Blade hits back at Zuma, denounces ‘political plots’

The alleged plot is 'synonymous with a campaign to defend the parasitic capturers and those complicit in their corrupt deeds', Nzimande said.


Cosatu’s national congress appears to be a gathering place for the people striking back at those accused of plotting Cyril Ramaphosa’s demise, with South African Communist Party (SACP) general secretary Blade Nzimande criticising former president Jacob Zuma for confusing young people with his ongoing lectures to university students.

Without naming him, Nzimande yesterday said it was misleading to tell students the state is not captured, simply because certain arms of the state were not captured.

“We cannot wait until all the state is captured before we complain,” Nzimande said.

The SACP boss was addressing delegates on the second day of Cosatu’s 13th national congress in Midrand, north of Johannesburg.

His comments were in apparent reference to Zuma, who has been campaigning to students at university campuses around the country, lecturing them on free education and trying to discredit the state capture inquiry, in which he is allegedly implicated.

Nzimande criticised the fightback campaign by some leaders within the ANC, allegedly plotting to oust Ramaphosa.

He said his party had warned against the tendency and “we even pointed out where this fight could possibly be emanating from”.

He continued: “As the SACP we are, therefore, not surprised at all about political plots as we have already warned about these.
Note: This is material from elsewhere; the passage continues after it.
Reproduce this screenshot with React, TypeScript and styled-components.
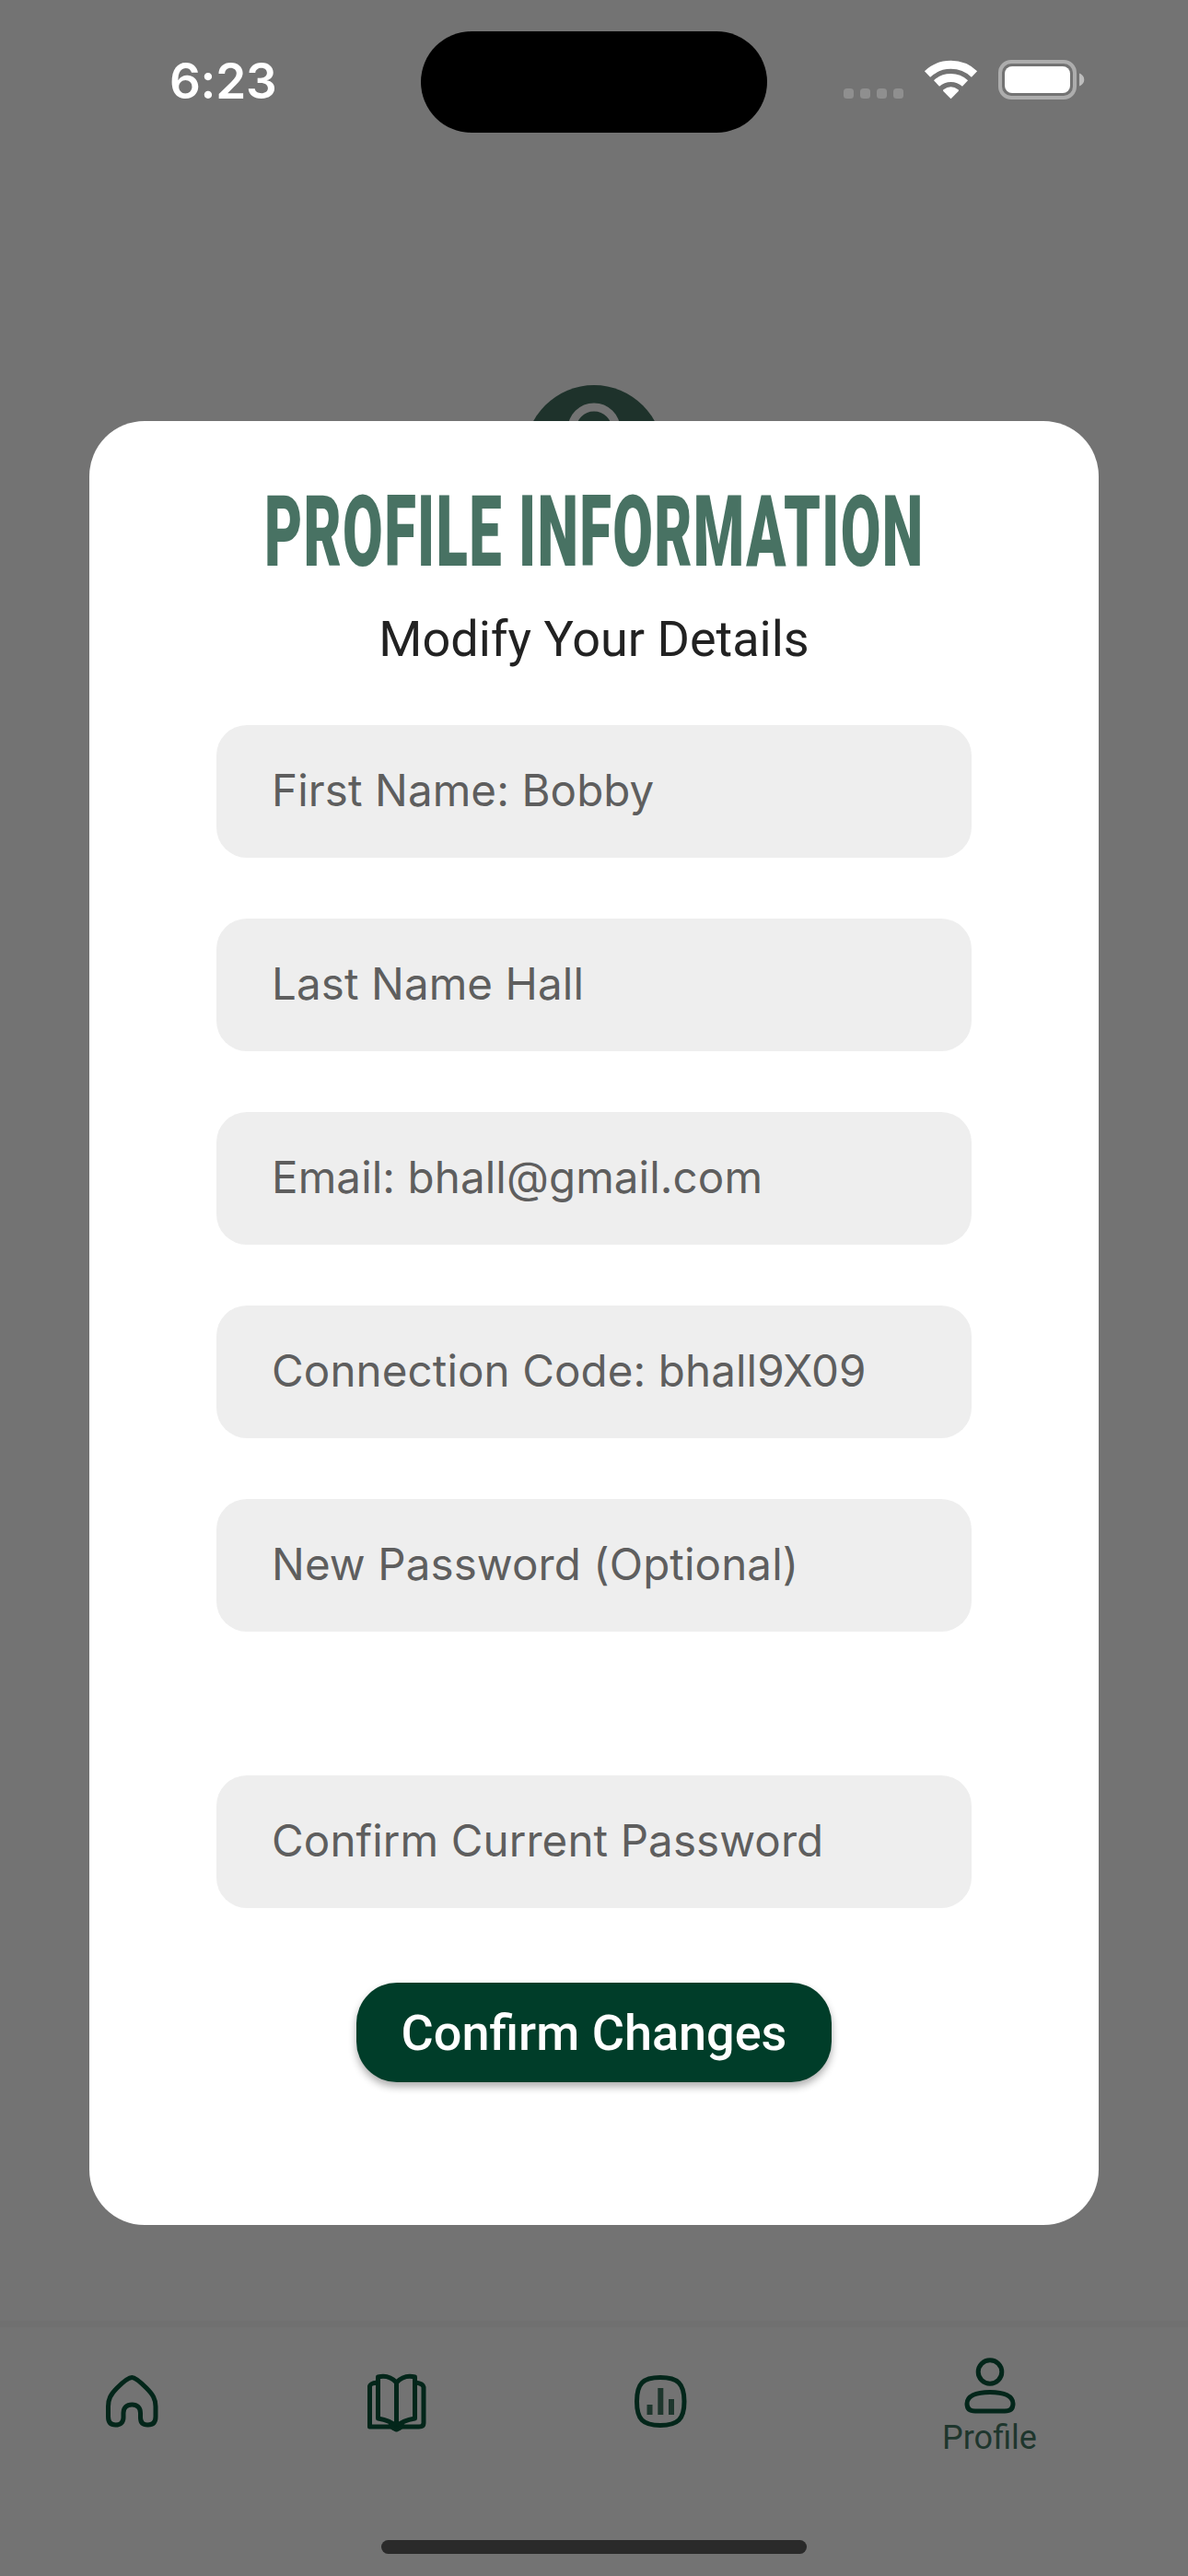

This fightback campaign has also been accompanied by some of the most regressive and reactionary tendencies that should not be allowed to find space in our movement, like tribalism, black chauvinism and racist slurs.”

The fightback was carried out under the pretext of advancing “radical economic transformation”.

Nzimande said: “This false version of radical economic transformation is synonymous with a campaign to defend the parasitic capturers and those complicit in their corrupt deeds. As the SACP and as the working class as a whole, we must refuse to be intimidated on these matters.”

He said the fightback campaign was essentially not only directed at Ramaphosa or an ANC trying to renew and cleanse itself but was, in essence, an attack on the working class, the poor and all South Africans who would like to see progress and movement.

“Defeating this reactionary fightback is an essential part of defending the gains of the first phase of the national democratic revolution,” he said.

Nzimande said the parasitic networks around the state capture must be dismantled and the working class must never allow the scourge to happen again.

The SACP supported the commission that is probing state capture and urged it must finish its task timeously to save the country’s scarce monetary resources.

“The commission must assist us through its findings and recommendations to deal with both the rot that has occurred and put in place appropriate legislative and other measures to tackle private and corporate state capture,” Nzimande said.

Those responsible for waging the fightback campaign must be isolated, he said.

“We need to properly characterise those who fight back.”

He echoed the call by the party and the left, including Cosatu, to reconfigure the ANC-led tripartite alliance. Although the ANC was the leader of the alliance, all the major decisions could not be taken by the ANC alone.

“We therefore need to reconfigure the alliance … at all levels,” Nzimande said.

He warned workers to interrogate what impact the fourth industrial revolution would have on the future.

“We have to grapple with this reality,” he said.